By Matt McGrath, Environment correspondent
UN scientists are likely to weigh up technology to remove CO2 from the atmosphere, as they gather to finalise a key report.
This idea will be one of many solutions considered over the next two weeks by the Intergovernmental Panel on Climate Change (IPCC). Also in attendance will be government officials from all over the world, who will need to approve every line in the summary report. It is due to be published on 4 April.
This new study will be the third of three important reports from the IPCC issued over the past eight months. The previous two have looked at the causes and impacts of climate change, but this one will focus on mitigation – or what we can do to stop it.
This essentially means that researchers will look at how we can reduce the amount of warming gases that are emitted from human activities.
However, the IPCC co-chair says this mitigation report will look more closely at ways of removing CO2 that’s already in the atmosphere.
“We have a lot more material, this time on carbon dioxide removal. That is, not putting carbon into the atmosphere, but getting it out again,” said Prof Jim Skea, from Imperial College, London.
“The report was scoped out to cover the full spectrum of carbon dioxide removal approaches, which vary absolutely hugely, and the carbon dioxide that is removed can end up in very different stores and in very different places. So it was within the scope of the report to cover the whole lot, basically.”
The kind of carbon removal approaches the report will consider will likely include tree planting and agriculture, as well as the more advanced technological approaches that use large machines to remove the carbon from the air.
They will also look at combined approaches, where land is used to grow crops which can be burned for energy while the carbon is captured and buried.
The use of these types of technology is controversial. Campaigners express doubts that they can be made to work economically and there are also concerns that technology could be seen as an excuse not to make the major changes in energy production that are needed.
Scientists though say that the situation is now so serious that carbon dioxide removal will be needed in addition to massive cuts in emissions and not as a substitute for them.
What ultimately emerges in the short summary for policymakers that will be published in two weeks, will depend on delicate negotiations with government representatives from 195 countries.
Researchers and officials will work through the summary line by line to agree the final text.
There are some concerns that the war in Ukraine might have an impact on the meeting, with representatives from both Russia and Ukraine due to take part.
“We have been running some informal meetings with governments to brief them ahead of the actual approval session,” said Prof Skea. “I would be optimistic that we would get full participation.”
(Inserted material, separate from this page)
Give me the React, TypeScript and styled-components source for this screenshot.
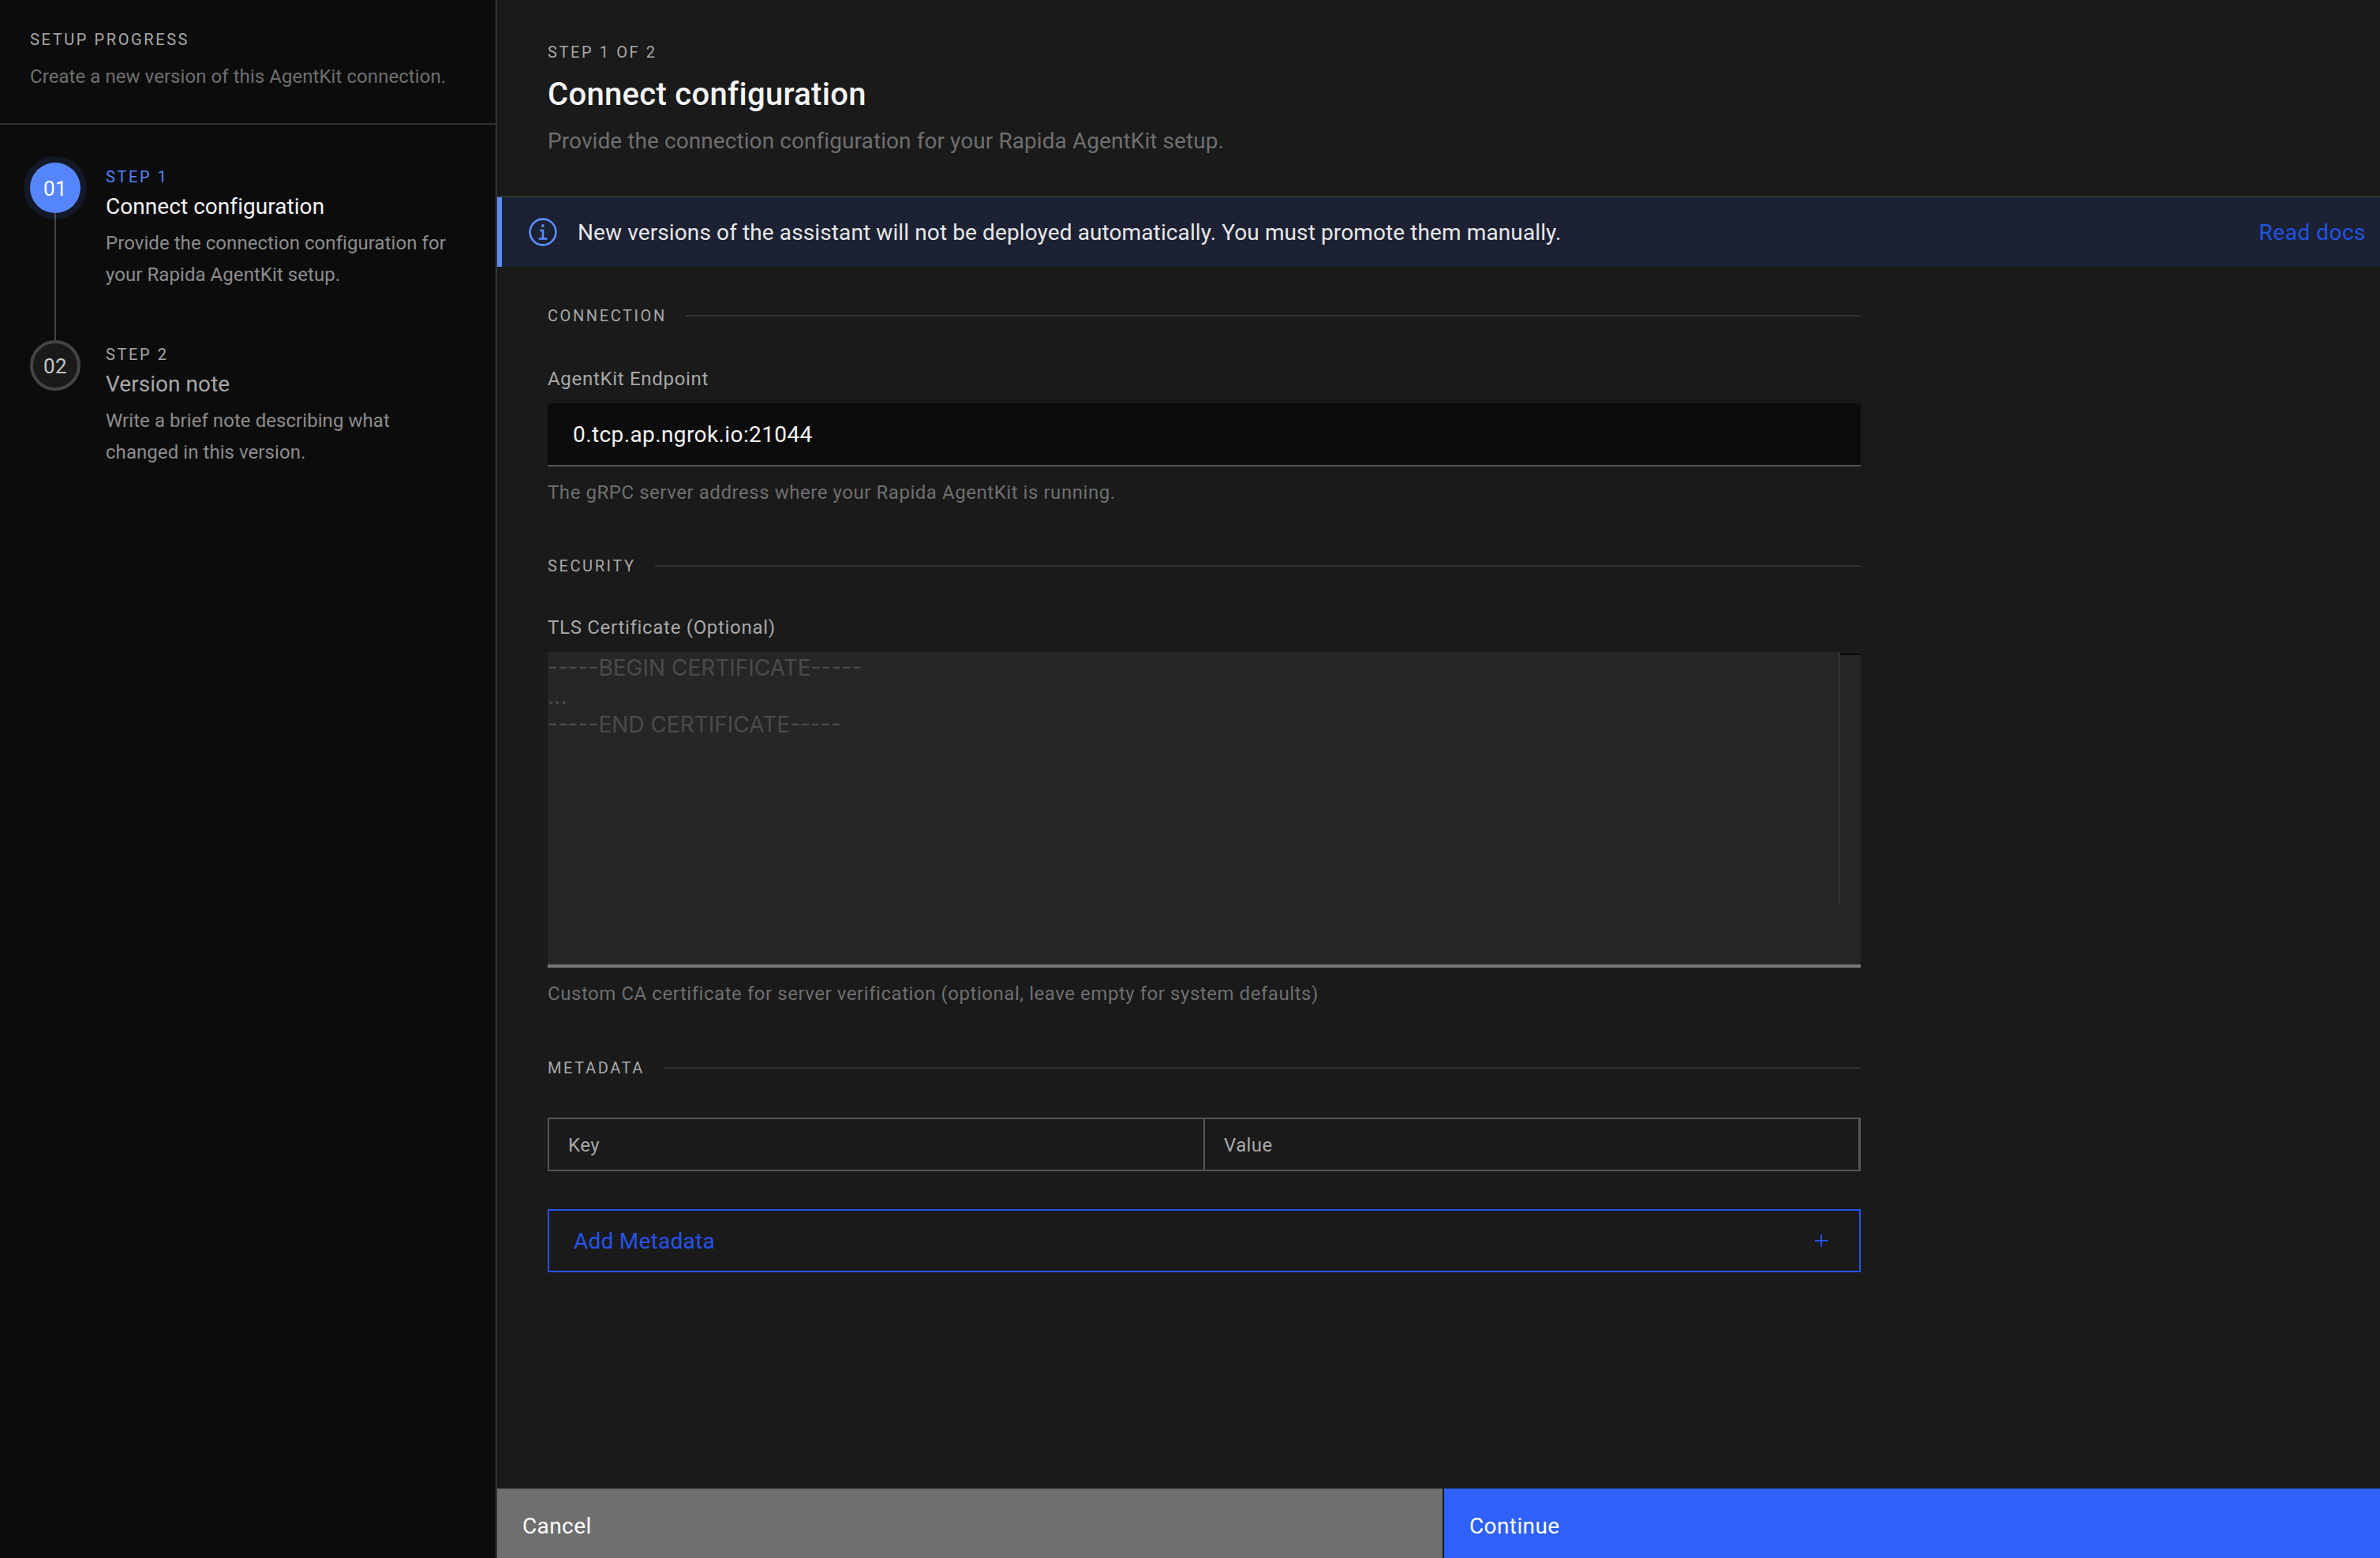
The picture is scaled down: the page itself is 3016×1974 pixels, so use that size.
import React from "react";
import styled, { createGlobalStyle } from "styled-components";

const Global = createGlobalStyle`
  html, body { margin: 0; padding: 0; background: #1a1a1a; }
  * { box-sizing: border-box; }
`;
const font = `"Roboto", "Liberation Sans", sans-serif`;

const Shell = styled.div`
  display: grid; grid-template-columns: 630px 1fr; height: 1974px; width: 3016px; overflow: hidden;
  font-family: ${font}; background: #1a1a1a;
`;
const Sidebar = styled.aside`
  background: #0c0c0c; border-right: 2px solid #333; display: flex; flex-direction: column;
`;
const SideHeader = styled.header`
  height: 158px; border-bottom: 2px solid #333; padding: 38px 38px 0;
`;
const Eyebrow = styled.div<{ $color?: string }>`
  font-size: 20px; line-height: 24px; letter-spacing: 2.6px; text-transform: uppercase; color: ${p => p.$color || "#a8a8a8"};
`;
const SideNote = styled.p`
  margin: 19px 0 0; font-size: 24px; line-height: 32px; color: #6f6f6f; letter-spacing: .06px; white-space: nowrap;
`;
const Steps = styled.ol`
  list-style: none; margin: 0; padding: 48px 0 0 38px;
`;
const Step = styled.li`
  display: grid; grid-template-columns: 64px 1fr; column-gap: 32px; height: 225px; position: relative;
`;
const Marker = styled.div<{ $active?: boolean }>`
  width: 64px; height: 64px; border-radius: 50%; display: flex; align-items: center; justify-content: center;
  font-size: 26px; letter-spacing: .5px; z-index: 1; padding-top: 2px;
  background: ${p => p.$active ? "#5585fb" : "#1a1a1a"};
  color: ${p => p.$active ? "#fff" : "#c6c6c6"};
  border: ${p => p.$active ? "0" : "4px solid #444"};
  box-shadow: ${p => p.$active ? "0 0 0 8px rgba(85,133,251,.11)" : "none"};
`;
const Rail = styled.span`
  position: absolute; left: 31px; top: 64px; width: 2px; height: 161px; background: #444;
`;
const StepBody = styled.div`
  padding-top: 6px; max-width: 450px;
`;
const StepTitle = styled.div<{ $active?: boolean }>`
  margin-top: 6px; font-size: 28px; line-height: 40px; color: ${p => p.$active ? "#f4f4f4" : "#a8a8a8"}; letter-spacing: .05px;
`;
const StepDesc = styled.p`
  margin: 7px 0 0; font-size: 24px; line-height: 39.5px; color: #8d8d8d; letter-spacing: .06px;
`;
const Main = styled.main`
  display: flex; flex-direction: column; min-width: 0; height: 1974px;
`;
const MainHeader = styled.header`
  height: 250px; padding: 54px 64px 0; border-bottom: 2px solid #333;
`;
const Title = styled.h1`
  margin: 15px 0 0; font-size: 40px; line-height: 54px; font-weight: 500; color: #f4f4f4; letter-spacing: .3px;
`;
const Subtitle = styled.p`
  margin: 14px 0 0; font-size: 28px; line-height: 36px; color: #6f6f6f; letter-spacing: .08px;
`;
const Banner = styled.div`
  height: 88px; background: #1c2133; border-left: 6px solid #5a8fff; display: flex; align-items: center; padding: 0 18px 0 34px;
  color: #e8e8e8; font-size: 28px;
`;
const BannerText = styled.span`
  margin-left: 26px; flex: 1; letter-spacing: .11px;
`;
const DocsLink = styled.a`
  color: #1f54e2; font-size: 28px; text-decoration: none; letter-spacing: .5px;
`;
const Form = styled.div`
  flex: 1; width: 1792px; padding: 0 64px; min-height: 0;
`;
const SectionHead = styled.div<{ $top: number }>`
  display: flex; align-items: center; gap: 24px; height: 24px; margin-top: ${p => p.$top}px;
  font-size: 20px; letter-spacing: 2.6px; color: #a8a8a8; text-transform: uppercase;
  &::after { content: ""; flex: 1; height: 2px; background: #333; }
`;
const Label = styled.label<{ $top: number }>`
  display: block; font-size: 24px; line-height: 32px; color: #a8a8a8; margin-top: ${p => p.$top}px; letter-spacing: .7px;
`;
const EndpointInput = styled.div`
  height: 80px; margin-top: 15px; background: #0c0c0c; border-bottom: 2px solid #555; padding: 0 32px;
  display: flex; align-items: center; font-size: 28px; color: #f4f4f4; letter-spacing: .4px;
`;
const Helper = styled.p`
  margin: 17px 0 0; font-size: 24px; line-height: 32px; color: #6f6f6f; letter-spacing: .55px; white-space: nowrap;
`;
const CertArea = styled.div`
  position: relative; height: 400px; margin-top: 15px; background: #262626; border-bottom: 4px solid #777;
  font-family: "Inter", sans-serif; font-size: 28px; line-height: 36px; color: #4a4a4a; white-space: pre; padding-top: 2px;
`;
const Scroll = styled.span`
  position: absolute; top: 1px; right: 0; width: 28px; height: 320px; border-left: 2px solid #333;
  &::before { content: ""; display: block; height: 3px; background: #0c0c0c; }
`;
const KvRow = styled.div`
  display: grid; grid-template-columns: 829px 1fr; height: 68px; margin-top: 51px; border: 2px solid #555; border-right-width: 3px;
`;
const KvCell = styled.div`
  padding: 1px 24px 0; display: flex; align-items: center; font-size: 24px; color: #a8a8a8; letter-spacing: .4px;
  & + & { border-left: 2px solid #555; }
`;
const AddBtn = styled.div`
  height: 80px; margin-top: 48px; border: 2px solid #2554e8; color: #2554e8; display: flex; align-items: center;
  justify-content: space-between; padding: 0 40px 0 31px; font-size: 28px; letter-spacing: .25px;
`;
const Footer = styled.footer`
  height: 88px; display: grid; grid-template-columns: 1198px 1fr; column-gap: 2px;
`;
const FootBtn = styled.div<{ $primary?: boolean }>`
  background: ${p => p.$primary ? "#2e61f7" : "#6f6f6f"}; color: #fff; font-size: 28px; padding: 6px 32px 0; display: flex; align-items: center; letter-spacing: .4px;
`;

const InfoIcon = () => (
  <svg width="36" height="36" viewBox="0 0 36 36" fill="none" stroke="#5a8fff" strokeWidth="2.6">
    <circle cx="18" cy="18" r="16.4" />
    <path d="M12.5 26.5h11M18 26.5V16h-4" />
    <circle cx="18" cy="10" r="1.9" fill="#5a8fff" stroke="none" />
  </svg>
);
const Plus = () => (
  <svg width="16" height="16" viewBox="0 0 16 16" stroke="#2554e8" strokeWidth="2" fill="none">
    <path d="M8 0v16M0 8h16" />
  </svg>
);

const steps = [
  { n: "01", label: "Step 1", title: "Connect configuration", desc: "Provide the connection configuration for your Rapida AgentKit setup.", active: true },
  { n: "02", label: "Step 2", title: "Version note", desc: "Write a brief note describing what changed in this version.", active: false },
];

export default function App() {
  return (
    <Shell>
      <Global />
      <Sidebar>
        <SideHeader>
          <Eyebrow>Setup progress</Eyebrow>
          <SideNote>Create a new version of this AgentKit connection.</SideNote>
        </SideHeader>
        <Steps>
          {steps.map((s, i) => (
            <Step key={s.n}>
              <Marker $active={s.active}>{s.n}</Marker>
              {i === 0 && <Rail />}
              <StepBody>
                <Eyebrow $color={s.active ? "#5585fb" : "#a8a8a8"}>{s.label}</Eyebrow>
                <StepTitle $active={s.active}>{s.title}</StepTitle>
                <StepDesc>{s.desc}</StepDesc>
              </StepBody>
            </Step>
          ))}
        </Steps>
      </Sidebar>
      <Main>
        <MainHeader>
          <Eyebrow>Step 1 of 2</Eyebrow>
          <Title>Connect configuration</Title>
          <Subtitle>Provide the connection configuration for your Rapida AgentKit setup.</Subtitle>
        </MainHeader>
        <Banner>
          <InfoIcon />
          <BannerText>New versions of the assistant will not be deployed automatically. You must promote them manually.</BannerText>
          <DocsLink>Read docs</DocsLink>
        </Banner>
        <Form>
          <SectionHead $top={50}>Connection</SectionHead>
          <Label $top={52}>AgentKit Endpoint</Label>
          <EndpointInput>0.tcp.ap.ngrok.io:21044</EndpointInput>
          <Helper>The gRPC server address where your Rapida AgentKit is running.</Helper>
          <SectionHead $top={65}>Security</SectionHead>
          <Label $top={50}>TLS Certificate (Optional)</Label>
          <CertArea>
            {"-----BEGIN CERTIFICATE-----\n...\n-----END CERTIFICATE-----"}
            <Scroll />
          </CertArea>
          <Helper>Custom CA certificate for server verification (optional, leave empty for system defaults)</Helper>
          <SectionHead $top={66}>Metadata</SectionHead>
          <KvRow>
            <KvCell>Key</KvCell>
            <KvCell>Value</KvCell>
          </KvRow>
          <AddBtn>Add Metadata<Plus /></AddBtn>
        </Form>
        <Footer>
          <FootBtn>Cancel</FootBtn>
          <FootBtn $primary>Continue</FootBtn>
        </Footer>
      </Main>
    </Shell>
  );
}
The new report, part of a regular review of the science dating back to 1990, will also have a new focus on the social aspects of cutting carbon.
“This chapter looks at the social science perspective of demand, and what motivates individual consumers, communities, businesses, to make responsible consumption, reduction, design and investment choices,” said Dr Joyashree Roy, from Jadavpur University and the lead author of this part of the report.
“Responsible production and consumption are also within the scope of this chapter, and we have also been asked to look into what are the drivers of behaviour change.”
There will be much focus on short term actions that governments can take in the remaining years of this decade to keep the rise in global temperatures under 1.5C this century.
This was assessed in 2018 as needing emissions to be cut in half by 2030 – but after the pandemic and with the likely ramping up of fossil fuel use in the wake of the conflict in Ukraine, the scale of emissions cuts may need revising upwards.
Despite this, the report will likely emphasise that there is hope that the worst impacts of climate change can be avoided, if urgent action is taken.
Prof Skea says the summary will not be “unremitting doom and gloom.”
“What I think we have to convey in our report is that the activities of humans have caused climate change, but human beings also have the agency to do something about it.”
“And that I think is a really big part of the messaging for the report.”